New Jersey man files lawsuit under New York Child Victims Act
MONROE. A New Jersey man who was allegedly sexually abused as a child by ex-priest Edward Pipala while attending Sacred Heart Church has filed a lawsuit against the Archdiocese of New York under the state’s Child Victims Act.
By Nicole M. Wells
A New Jersey man who was allegedly sexually abused as a child by ex-priest Edward Pipala while attending Sacred Heart Church filed a lawsuit Aug. 15 against the Archdiocese of New York under the state’s Child Victims Act.
Under the law, child sexual abuse survivors can bring a civil lawsuit against abusers and institutions that protected them until the survivor reaches the age of 55.
The law also opens a one-year window for victims of any age to bring lawsuits for abuse that occurred decades ago, effectively rewriting New York state’s statute of limitations for childhood sexual abuse.
Identified in the complaint only by his initials, A.C., the 43-year-old Jersey City man was a minor and parishioner of Sacred Heart Church when Pipala was assigned there from 1981 to 1988.
In 1987, when A.C. was approximately 11 years old, Pipala allegedly began abusing him and used his position as a priest to convince A.C.’s parents to entrust their son to his care, according to the complaint.
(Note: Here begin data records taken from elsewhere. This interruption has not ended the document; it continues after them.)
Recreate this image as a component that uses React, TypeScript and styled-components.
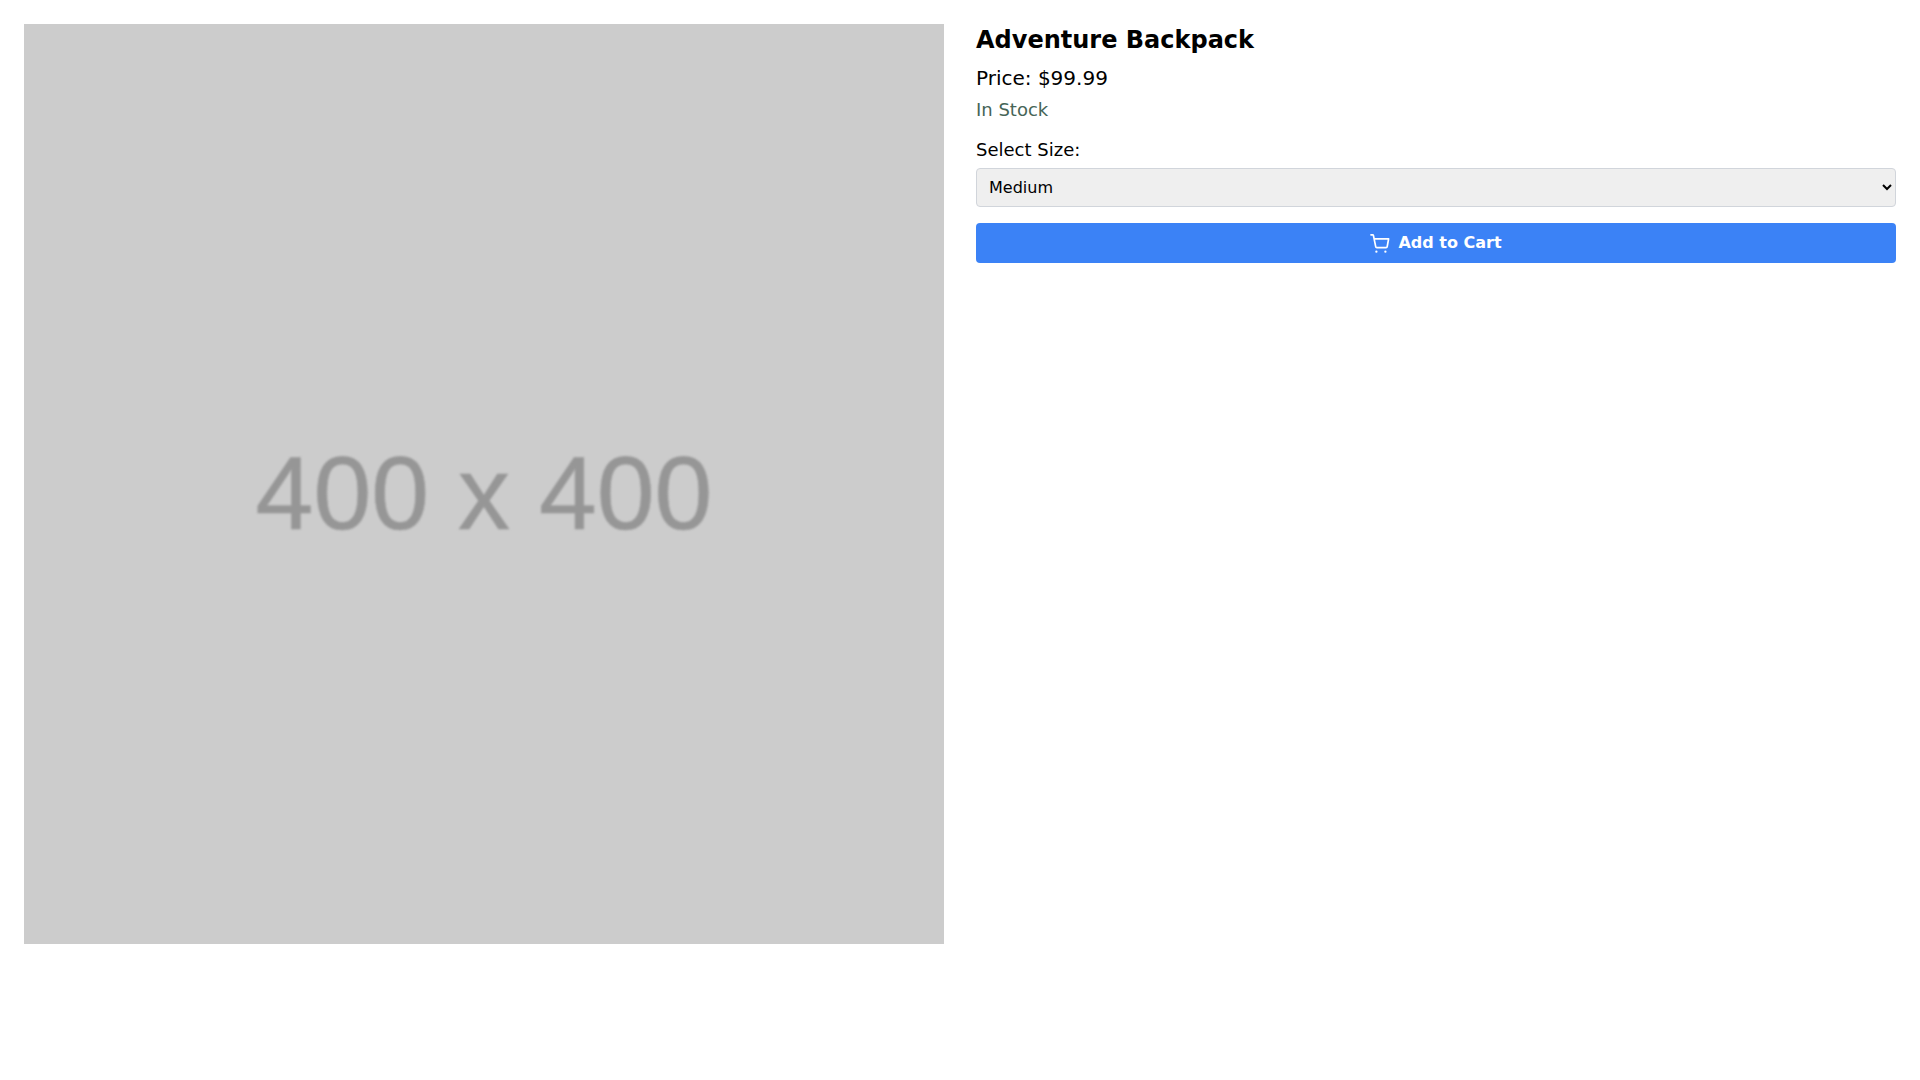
import React from "react";
import styled, { createGlobalStyle } from "styled-components";

const GlobalStyle = createGlobalStyle`
    html, body {
        margin: 0;
        padding: 0;
        background: #fff;
    }

    * {
        box-sizing: border-box;
    }
`;

const CartIcon = () => (
    <svg width="20" height="20" viewBox="0 0 20 20" fill="none" stroke="currentColor" strokeWidth="1.7" strokeLinecap="round" strokeLinejoin="round">
        <path d="M1 1.8H2.6a0.8 0.8 0 0 1 0.8 0.6L5.7 13.6a1.2 1.2 0 0 0 1.2 1H16a1.2 1.2 0 0 0 1.2-1L18.6 5.8H4.3" />
        <circle cx="6.4" cy="18.7" r="1.15" fill="currentColor" stroke="none" />
        <circle cx="15.4" cy="18.7" r="1.15" fill="currentColor" stroke="none" />
    </svg>
);

const App = () => {
    return (
        <>
            <GlobalStyle />
            <ProductPage>
                <Placeholder>
                    <PlaceholderText>400 x 400</PlaceholderText>
                </Placeholder>
                <Details>
                    <Title>Adventure Backpack</Title>
                    <Price>Price: $99.99</Price>
                    <Stock>In Stock</Stock>
                    <SizeLabel htmlFor="size">Select Size:</SizeLabel>
                    <SizeSelect id="size" defaultValue="Medium">
                        <option>Small</option>
                        <option>Medium</option>
                        <option>Large</option>
                    </SizeSelect>
                    <AddButton>
                        <CartIcon />
                        Add to Cart
                    </AddButton>
                </Details>
            </ProductPage>
        </>
    );
};

const ProductPage = styled.div`
    display: grid;
    grid-template-columns: 1fr 1fr;
    gap: 32px;
    padding: 24px;
    font-family: "DejaVu Sans", sans-serif;
    color: #000;
`;

const Placeholder = styled.div`
    aspect-ratio: 1 / 1;
    background: #ccc;
    display: flex;
    align-items: center;
    justify-content: center;
    overflow: hidden;
`;

const PlaceholderText = styled.span`
    font-family: "Liberation Sans", Arial, sans-serif;
    font-size: 104px;
    line-height: 1;
    color: #969696;
    -webkit-text-stroke: 0.6px #969696;
    filter: blur(1px);
    margin-top: 18px;
`;

const Details = styled.div`
    display: flex;
    flex-direction: column;
    align-items: stretch;
`;

const Title = styled.h1`
    margin: 0 0 8px;
    font-size: 24px;
    line-height: 32px;
    font-weight: 700;
`;

const Price = styled.p`
    margin: 0 0 4px;
    font-size: 20px;
    line-height: 28px;
`;

const Stock = styled.p`
    margin: 0 0 12px;
    font-size: 18px;
    line-height: 28px;
    color: #466557;
`;

const SizeLabel = styled.label`
    display: block;
    margin-bottom: 4px;
    font-size: 18px;
    line-height: 28px;
`;

const SizeSelect = styled.select`
    width: 100%;
    padding: 8px;
    margin-bottom: 16px;
    background: #efefef;
    border: 1px solid #d1d5db;
    border-radius: 4px;
    font-family: inherit;
    font-size: 16px;
    color: #000;
`;

const AddButton = styled.button`
    display: flex;
    align-items: center;
    justify-content: center;
    gap: 8px;
    width: 100%;
    padding: 8px 16px;
    background: #3b82f6;
    border: none;
    border-radius: 4px;
    color: #fff;
    font-family: inherit;
    font-size: 16px;
    line-height: 24px;
    font-weight: 700;
`;

export default App;
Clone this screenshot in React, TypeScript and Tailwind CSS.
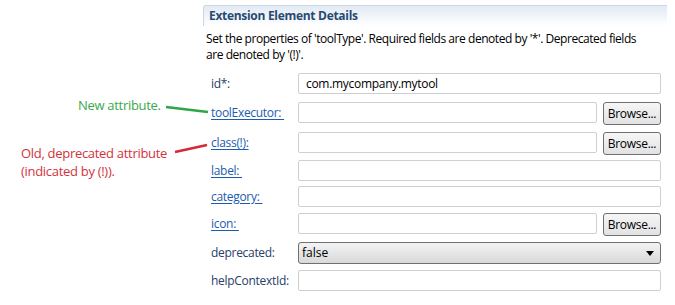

While serving as assistant pastor and youth minister at Sacred Heart, Pipala created a secret sex club called “The Hole,” and provided alcohol to young boys, encouraged them to drink and smoke in the rectory, engaged in sexual acts with them and took them on trips to a condo in Seaside Heights, New Jersey, the complaint said.
The archdiocese re-assigned Pipala to St. John’s Church in Goshen in 1988, where he continued to run the club and sexually victimize boys, according to the complaint.
Pipala served at a number of parishes between 1966 and 1992, including Cardinal Hayes High School in the Bronx from 1966-1975 and at Moore Catholic High School on Staten Island from 1975-1979.
In 1977, Pipala was in residence at St. Margaret Mary in New York City, when a parent accused him of sexually abusing her son.
Despite the accusation, the archdiocese sent Pipala for psychological counseling and then reassigned him.
In 1992, Pipala was removed from his assignment and sent to St. Luke Institute, a psychiatric hospital in Silver Springs, Maryland.
He pled guilty and was convicted of sodomy and sex abuse in 1993, and served seven years in prison. Upon his release in 2000, Pipala was laicized, and, in 2009, was registered as a sex offender in New York, according to the complaint.
He died in 2013.
In a statement on its web site, the New York State Catholic Conference said: “We pray that the passage of the Child Victims Act brings some measure of healing to all survivors by offering them a path of recourse and reconciliation. The legislation now recognizes that child sexual abuse is an evil not just limited to one institution, but a tragic societal ill that must be addressed in every place where it exists.”
The New York Legislature passed the Child Victim’s Act on Jan. 28. It was signed into law by Gov. Andrew Cuomo on Feb. 14.
The one-year window for victims to take legal action extends to August 2020.